USA Rice has a decade-long partnership with Ducks Unlimited that leverages the groups’ mutual desire for environmentally friendly conservation work in a region where so much water is on the ground in the major U.S. waterfowl flyways.
USA Rice also has worked on conservation efforts under USDA’s Regional Conservation Partnership Program since it was formed in 2014.
“We have a long history with this kind of work,” says Hankins. Though grants for climate-smart commodities might cover as many as 30 different practices, he expects most of the work to involve irrigation, cover crops, no-till efforts and nutrient management.
Jeff Rutledge, a farmer near Newport in northeast Arkansas, used the example of a farmer who wants to turn a field that is irrigated on contours to a flatter, precision-leveled field, which means moving a lot of land.
“Going from a contour leveled field to a precision leveled field—straightening out the levees — generates about a 20% water savings and pumping costs,” says Rutledge, who farms 3,500 acres of rice, corn, and soybeans. “There’s a direct savings in the amount of water used and the energy needed to pump it. When we are talking about saving water, we are talking about saving money,” he adds.

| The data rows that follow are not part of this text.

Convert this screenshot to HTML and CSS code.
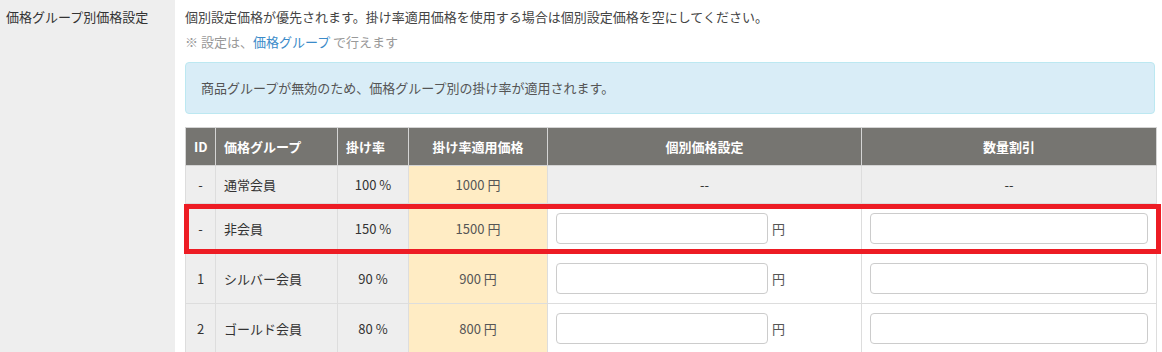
FILE: index.html
```html
<!DOCTYPE html>
<html lang="ja">
<head>
    <meta charset="UTF-8">
    <meta name="viewport" content="width=device-width, initial-scale=1.0">
    <title>価格グループ別価格設定</title>
    <link rel="stylesheet" href="styles.css">
</head>
<body>
    <div class="form-row">
        <div class="form-label">価格グループ別価格設定</div>
        <div class="form-body">
            <p class="note">個別設定価格が優先されます。掛け率適用価格を使用する場合は個別設定価格を空にしてください。</p>
            <p class="hint">※ 設定は、<a href="#">価格グループ</a> で行えます</p>
            <div class="alert-info">商品グループが無効のため、価格グループ別の掛け率が適用されます。</div>
            <div class="table-wrap">
                <table class="price-table">
                    <colgroup>
                        <col class="col-id">
                        <col class="col-group">
                        <col class="col-rate">
                        <col class="col-price">
                        <col class="col-custom">
                        <col class="col-qty">
                    </colgroup>
                    <thead>
                        <tr>
                            <th class="center">ID</th>
                            <th>価格グループ</th>
                            <th>掛け率</th>
                            <th class="center">掛け率適用価格</th>
                            <th class="center">個別価格設定</th>
                            <th class="center">数量割引</th>
                        </tr>
                    </thead>
                    <tbody>
                        <tr class="readonly">
                            <td class="center">-</td>
                            <td>通常会員</td>
                            <td class="center">100 %</td>
                            <td class="center price">1000 円</td>
                            <td class="center">--</td>
                            <td class="center">--</td>
                        </tr>
                        <tr>
                            <td class="center">-</td>
                            <td>非会員</td>
                            <td class="center">150 %</td>
                            <td class="center price">1500 円</td>
                            <td class="input-cell"><input type="text" class="yen-input"><span class="unit">円</span></td>
                            <td class="input-cell"><input type="text" class="qty-input"></td>
                        </tr>
                        <tr>
                            <td class="center">1</td>
                            <td>シルバー会員</td>
                            <td class="center">90 %</td>
                            <td class="center price">900 円</td>
                            <td class="input-cell"><input type="text" class="yen-input"><span class="unit">円</span></td>
                            <td class="input-cell"><input type="text" class="qty-input"></td>
                        </tr>
                        <tr>
                            <td class="center">2</td>
                            <td>ゴールド会員</td>
                            <td class="center">80 %</td>
                            <td class="center price">800 円</td>
                            <td class="input-cell"><input type="text" class="yen-input"><span class="unit">円</span></td>
                            <td class="input-cell"><input type="text" class="qty-input"></td>
                        </tr>
                    </tbody>
                </table>
                <div class="highlight"></div>
            </div>
        </div>
    </div>
</body>
</html>
```

FILE: styles.css
```css
body {
    font-family: "Noto Sans CJK JP", "Noto Sans", sans-serif;
    font-size: 13px;
    line-height: 19px;
    color: #333;
    margin: 0;
    padding: 0;
    background-color: #fff;
}
.form-row {
    display: flex;
    min-height: 352px;
}
.form-label {
    width: 169px;
    flex-shrink: 0;
    padding: 7px 0 0 6px;
    background-color: #eee;
}
.form-body {
    padding: 7px 0 0 10px;
    width: 970px;
}
.note {
    margin: 0 0 6px;
    color: #444;
}
.hint {
    margin: 0 0 11px;
    color: #999;
}
.hint a {
    color: #3b8bc9;
    text-decoration: none;
}
.alert-info {
    padding: 15px;
    line-height: 20px;
    margin-bottom: 13px;
    color: #555;
    background-color: #d9edf7;
    border: 1px solid #bce8f1;
    border-radius: 4px;
}
.table-wrap {
    position: relative;
}
.price-table {
    width: 971px;
    border-collapse: collapse;
    table-layout: fixed;
}
.col-id { width: 30px; }
.col-group { width: 122px; }
.col-rate { width: 71px; }
.col-price { width: 139px; }
.col-custom { width: 314px; }
.col-qty { width: 295px; }
.price-table th {
    background-color: #767571;
    color: #fff;
    font-weight: bold;
    text-align: left;
    padding: 9px 8px;
    border: 1px solid #d4d4d4;
}
.price-table td {
    padding: 9px 8px;
    border: 1px solid #ddd;
    background-color: #eee;
}
.price-table td.input-cell {
    background-color: #fff;
    padding: 9px 8px;
}
.price-table .center {
    text-align: center;
}
.price-table td.price {
    background-color: #ffecc4;
    color: #555;
}
.price-table .readonly td {
    background-color: #eee;
}
.price-table .readonly td.price {
    background-color: #ffecc4;
}
input[type="text"] {
    height: 31px;
    padding: 4px 8px;
    border: 1px solid #ccc;
    border-radius: 4px;
    box-sizing: border-box;
    font: inherit;
    vertical-align: middle;
}
.yen-input {
    width: 212px;
}
.unit {
    margin-left: 4px;
    vertical-align: middle;
    color: #555;
}
.qty-input {
    width: 100%;
}
.highlight {
    position: absolute;
    top: 77px;
    left: -1px;
    width: 977px;
    height: 50px;
    box-sizing: border-box;
    border: 5px solid #ed1c24;
    pointer-events: none;
}
```
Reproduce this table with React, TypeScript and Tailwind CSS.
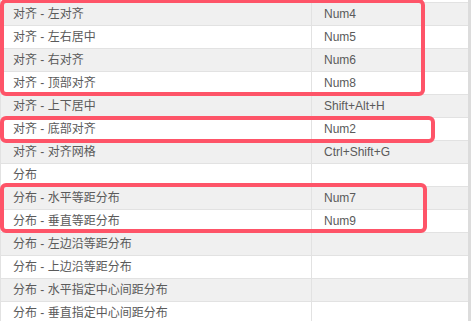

Precision-leveling a field might cost anywhere from $600 to $1,000 per acre, according to Rutledge. Grants from the PCSC will help defray that cost. “These are long-term investments that make sense economically and environmentally,” he says.
Even though $80 million is a large grant, the demand from farmers for help to improve their conservation efforts will likely far exceed the amount offered, according to Hankins. This has been true of most programs they’ve done in the past.
“This is a very competitive process,” says Hankins. “We’ll probably be able to fund about 30% of the applications we receive.”